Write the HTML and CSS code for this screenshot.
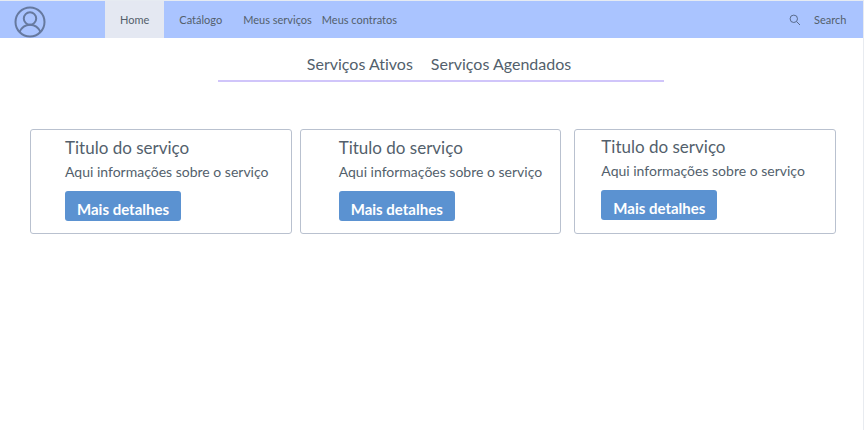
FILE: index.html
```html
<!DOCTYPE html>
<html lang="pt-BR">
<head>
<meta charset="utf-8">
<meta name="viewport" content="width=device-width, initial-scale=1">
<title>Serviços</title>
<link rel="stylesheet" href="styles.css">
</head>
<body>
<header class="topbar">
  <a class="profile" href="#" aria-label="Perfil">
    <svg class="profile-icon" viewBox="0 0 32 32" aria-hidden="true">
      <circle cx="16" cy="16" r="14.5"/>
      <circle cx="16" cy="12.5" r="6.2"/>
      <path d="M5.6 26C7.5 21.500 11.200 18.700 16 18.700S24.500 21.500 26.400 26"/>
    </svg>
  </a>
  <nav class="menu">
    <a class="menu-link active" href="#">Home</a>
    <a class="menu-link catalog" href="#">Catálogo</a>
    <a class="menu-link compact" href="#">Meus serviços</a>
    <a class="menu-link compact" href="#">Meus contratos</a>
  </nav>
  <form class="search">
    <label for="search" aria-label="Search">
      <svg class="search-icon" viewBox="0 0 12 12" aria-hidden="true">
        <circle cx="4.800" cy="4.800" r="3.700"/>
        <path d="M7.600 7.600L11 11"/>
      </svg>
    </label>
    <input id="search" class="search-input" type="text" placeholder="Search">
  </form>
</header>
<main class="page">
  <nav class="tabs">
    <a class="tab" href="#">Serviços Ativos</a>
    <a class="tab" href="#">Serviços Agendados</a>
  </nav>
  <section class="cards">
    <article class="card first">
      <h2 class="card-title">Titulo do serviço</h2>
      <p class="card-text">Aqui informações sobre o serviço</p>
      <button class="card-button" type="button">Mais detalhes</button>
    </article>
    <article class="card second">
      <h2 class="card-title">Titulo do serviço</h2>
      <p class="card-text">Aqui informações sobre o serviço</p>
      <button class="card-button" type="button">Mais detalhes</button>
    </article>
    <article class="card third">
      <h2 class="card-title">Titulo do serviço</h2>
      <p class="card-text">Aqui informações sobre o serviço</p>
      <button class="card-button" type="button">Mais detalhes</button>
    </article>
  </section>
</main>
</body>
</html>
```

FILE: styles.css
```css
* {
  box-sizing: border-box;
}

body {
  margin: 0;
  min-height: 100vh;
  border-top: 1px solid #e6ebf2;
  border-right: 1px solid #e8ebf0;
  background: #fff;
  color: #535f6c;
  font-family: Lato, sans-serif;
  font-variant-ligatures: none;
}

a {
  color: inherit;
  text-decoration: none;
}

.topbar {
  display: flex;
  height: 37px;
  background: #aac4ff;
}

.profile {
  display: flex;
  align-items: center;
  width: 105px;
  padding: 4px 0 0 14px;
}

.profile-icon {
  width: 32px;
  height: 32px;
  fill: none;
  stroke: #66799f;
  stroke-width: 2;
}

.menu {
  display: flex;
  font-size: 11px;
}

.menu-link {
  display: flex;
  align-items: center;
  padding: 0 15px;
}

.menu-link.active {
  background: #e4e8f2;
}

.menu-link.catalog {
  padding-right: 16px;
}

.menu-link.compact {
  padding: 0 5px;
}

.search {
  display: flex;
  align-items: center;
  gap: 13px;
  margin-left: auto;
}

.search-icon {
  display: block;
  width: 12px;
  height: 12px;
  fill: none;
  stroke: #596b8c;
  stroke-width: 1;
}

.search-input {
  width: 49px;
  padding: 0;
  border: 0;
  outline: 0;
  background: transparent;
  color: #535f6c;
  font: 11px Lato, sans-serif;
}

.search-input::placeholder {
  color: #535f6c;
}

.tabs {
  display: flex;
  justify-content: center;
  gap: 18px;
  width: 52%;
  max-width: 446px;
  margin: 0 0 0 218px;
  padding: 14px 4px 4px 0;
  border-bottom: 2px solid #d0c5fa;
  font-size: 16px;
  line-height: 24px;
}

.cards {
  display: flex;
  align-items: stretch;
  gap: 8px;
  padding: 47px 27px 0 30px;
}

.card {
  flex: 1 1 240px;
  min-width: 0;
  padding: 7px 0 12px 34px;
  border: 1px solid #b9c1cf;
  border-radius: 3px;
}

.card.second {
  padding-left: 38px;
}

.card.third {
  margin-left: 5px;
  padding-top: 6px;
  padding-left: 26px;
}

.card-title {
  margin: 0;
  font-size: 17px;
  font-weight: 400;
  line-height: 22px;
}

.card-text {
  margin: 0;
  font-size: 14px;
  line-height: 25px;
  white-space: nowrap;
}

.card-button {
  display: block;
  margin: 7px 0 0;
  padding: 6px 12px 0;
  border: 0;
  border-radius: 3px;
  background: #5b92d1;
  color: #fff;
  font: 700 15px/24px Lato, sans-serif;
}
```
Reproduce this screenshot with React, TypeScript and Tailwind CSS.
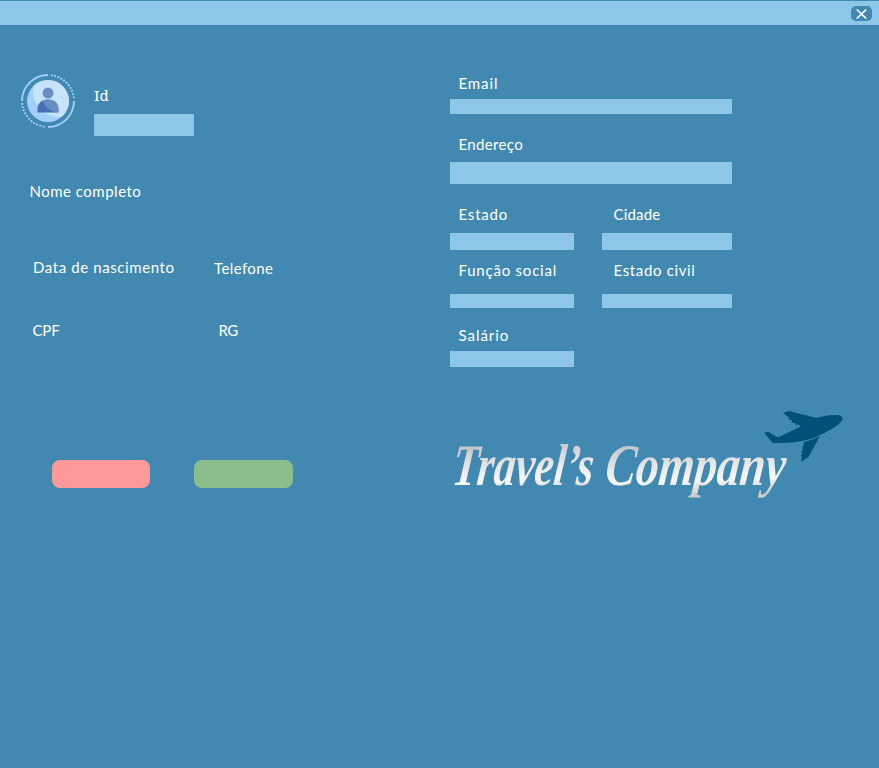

+ + + + +

Return the material exactly as given, apart from the pictures.

◆ Output
Write the HTML and CSS code for this screenshot.
FILE: index.html
```html
<!DOCTYPE html>
<html lang="pt-BR">
<head>
<meta charset="utf-8">
<meta name="viewport" content="width=device-width, initial-scale=1">
<title>Serviços</title>
<link rel="stylesheet" href="styles.css">
</head>
<body>
<header class="topbar">
  <a class="profile" href="#" aria-label="Perfil">
    <svg class="profile-icon" viewBox="0 0 32 32" aria-hidden="true">
      <circle cx="16" cy="16" r="14.5"/>
      <circle cx="16" cy="12.5" r="6.2"/>
      <path d="M5.6 26C7.5 21.500 11.200 18.700 16 18.700S24.500 21.500 26.400 26"/>
    </svg>
  </a>
  <nav class="menu">
    <a class="menu-link active" href="#">Home</a>
    <a class="menu-link catalog" href="#">Catálogo</a>
    <a class="menu-link compact" href="#">Meus serviços</a>
    <a class="menu-link compact" href="#">Meus contratos</a>
  </nav>
  <form class="search">
    <label for="search" aria-label="Search">
      <svg class="search-icon" viewBox="0 0 12 12" aria-hidden="true">
        <circle cx="4.800" cy="4.800" r="3.700"/>
        <path d="M7.600 7.600L11 11"/>
      </svg>
    </label>
    <input id="search" class="search-input" type="text" placeholder="Search">
  </form>
</header>
<main class="page">
  <nav class="tabs">
    <a class="tab" href="#">Serviços Ativos</a>
    <a class="tab" href="#">Serviços Agendados</a>
  </nav>
  <section class="cards">
    <article class="card first">
      <h2 class="card-title">Titulo do serviço</h2>
      <p class="card-text">Aqui informações sobre o serviço</p>
      <button class="card-button" type="button">Mais detalhes</button>
    </article>
    <article class="card second">
      <h2 class="card-title">Titulo do serviço</h2>
      <p class="card-text">Aqui informações sobre o serviço</p>
      <button class="card-button" type="button">Mais detalhes</button>
    </article>
    <article class="card third">
      <h2 class="card-title">Titulo do serviço</h2>
      <p class="card-text">Aqui informações sobre o serviço</p>
      <button class="card-button" type="button">Mais detalhes</button>
    </article>
  </section>
</main>
</body>
</html>
```

FILE: styles.css
```css
* {
  box-sizing: border-box;
}

body {
  margin: 0;
  min-height: 100vh;
  border-top: 1px solid #e6ebf2;
  border-right: 1px solid #e8ebf0;
  background: #fff;
  color: #535f6c;
  font-family: Lato, sans-serif;
  font-variant-ligatures: none;
}

a {
  color: inherit;
  text-decoration: none;
}

.topbar {
  display: flex;
  height: 37px;
  background: #aac4ff;
}

.profile {
  display: flex;
  align-items: center;
  width: 105px;
  padding: 4px 0 0 14px;
}

.profile-icon {
  width: 32px;
  height: 32px;
  fill: none;
  stroke: #66799f;
  stroke-width: 2;
}

.menu {
  display: flex;
  font-size: 11px;
}

.menu-link {
  display: flex;
  align-items: center;
  padding: 0 15px;
}

.menu-link.active {
  background: #e4e8f2;
}

.menu-link.catalog {
  padding-right: 16px;
}

.menu-link.compact {
  padding: 0 5px;
}

.search {
  display: flex;
  align-items: center;
  gap: 13px;
  margin-left: auto;
}

.search-icon {
  display: block;
  width: 12px;
  height: 12px;
  fill: none;
  stroke: #596b8c;
  stroke-width: 1;
}

.search-input {
  width: 49px;
  padding: 0;
  border: 0;
  outline: 0;
  background: transparent;
  color: #535f6c;
  font: 11px Lato, sans-serif;
}

.search-input::placeholder {
  color: #535f6c;
}

.tabs {
  display: flex;
  justify-content: center;
  gap: 18px;
  width: 52%;
  max-width: 446px;
  margin: 0 0 0 218px;
  padding: 14px 4px 4px 0;
  border-bottom: 2px solid #d0c5fa;
  font-size: 16px;
  line-height: 24px;
}

.cards {
  display: flex;
  align-items: stretch;
  gap: 8px;
  padding: 47px 27px 0 30px;
}

.card {
  flex: 1 1 240px;
  min-width: 0;
  padding: 7px 0 12px 34px;
  border: 1px solid #b9c1cf;
  border-radius: 3px;
}

.card.second {
  padding-left: 38px;
}

.card.third {
  margin-left: 5px;
  padding-top: 6px;
  padding-left: 26px;
}

.card-title {
  margin: 0;
  font-size: 17px;
  font-weight: 400;
  line-height: 22px;
}

.card-text {
  margin: 0;
  font-size: 14px;
  line-height: 25px;
  white-space: nowrap;
}

.card-button {
  display: block;
  margin: 7px 0 0;
  padding: 6px 12px 0;
  border: 0;
  border-radius: 3px;
  background: #5b92d1;
  color: #fff;
  font: 700 15px/24px Lato, sans-serif;
}
```
Reproduce this screenshot with React, TypeScript and Tailwind CSS.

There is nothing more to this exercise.